Overall Equipment Effectiveness
( OEE )
In lean six sigma, one uses Overall Equipment Effectiveness ( OEE ) in equipment maintenance to determine equipment reliability and equipment availability. If you have a maintenance background and are familiar with OEE, do not skip this overview. For lean six sigma, there are some key differences to consider.
Lean Sigma extensively uses the notion of entitlement, which means perfection of the process. The goal for any process is 100% yield and zero defect rate. The goal for machine capacity is 100% use. Capacity is a slightly trickier metric to apply entitlement to, but Overall Equipment Effectiveness helps us measure this.
OEE represents the percentage of process capacity entitlement:
In simple terms, a process achieves 100% OEE when it is up (running) doing only value added work 100% of the time, running at its fastest speed, and producing 100% perfect quality. Based on this OEE is broken into three elements,
OEE = %Uptime x %Pace x %Quality
The major difference from the maintenance version of Overall Equipment Effectiveness is addition of %Uptime.
In maintenance terms, %Uptime measures the percentage of available process time to do work. This includes non value add work. But in Lean Sigma, %Uptime measures the percentage of time that
the process is doing only value add work, which typically is significantly less than maintenance %Uptime.
Although one person could measure Overall Equipment Effectiveness, in practice it takes a team to gather the data correctly calculate the results.
The team typically captures the data for a minimum of 24 weeks to be meaningful. The time period depends on the drumbeat of the process and the frequency of things, such as changeovers and maintenance time. For some large equipment processes, data for a whole year might be more relevant.
During the data collection time the team concurrently records three measurement points, one for %Uptime, one for %Pace, and one for %Quality.
Process operators must participate in the data capture, so planning and communication are key. Create a clear operational definition of the metric to explain the measurement.
After completing the initial analysis complete, continue capturing OEE on an ongoing basis.
%Pace measures the process speed. %Quality measures the process yield. %Uptime measure available process time. See below for details.
1- % Uptime
This is not opposite of "downtime". Downtime occurs with a broken process. In reality, the process is "down" at many other times. The formula for %Uptime...

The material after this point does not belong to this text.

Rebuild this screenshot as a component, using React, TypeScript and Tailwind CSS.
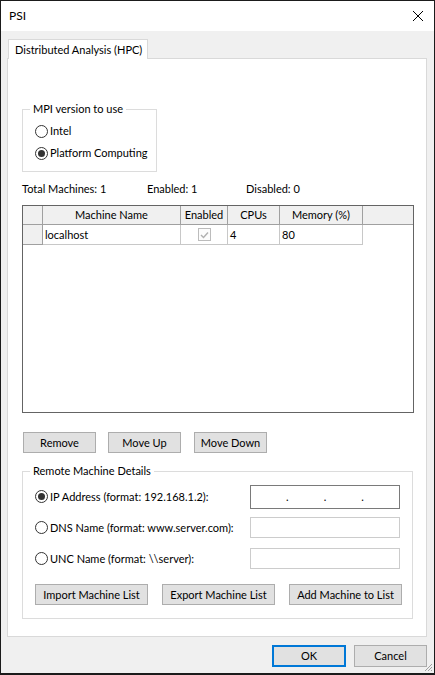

Lean six sigma defines uptime as the time the process (or process step) conducts value added (VA) work. Consider all other activities as downtown. This includes...
*Breaks for lunch, and so on
*Maintenance (planned or otherwise)
*Off-shift hours (see Variants)
Utilize this metric to look for opportunity, but not as a typical operations metric to judge supervisor or employee performance.
%Uptime brings a whole new perspective to a process. You may find processes that were previously seen as nearing 100% utilization are now less than 50% utilized.
To best collect the data, put each activity's time into predetermined buckets representing the above possible classifications. Normally you manually collect the data with the operator recording times on a activity table throughout the day. Clearly explained the purpose to the operators. This prevents them from "massaging" the data because it's not in their interest to do so.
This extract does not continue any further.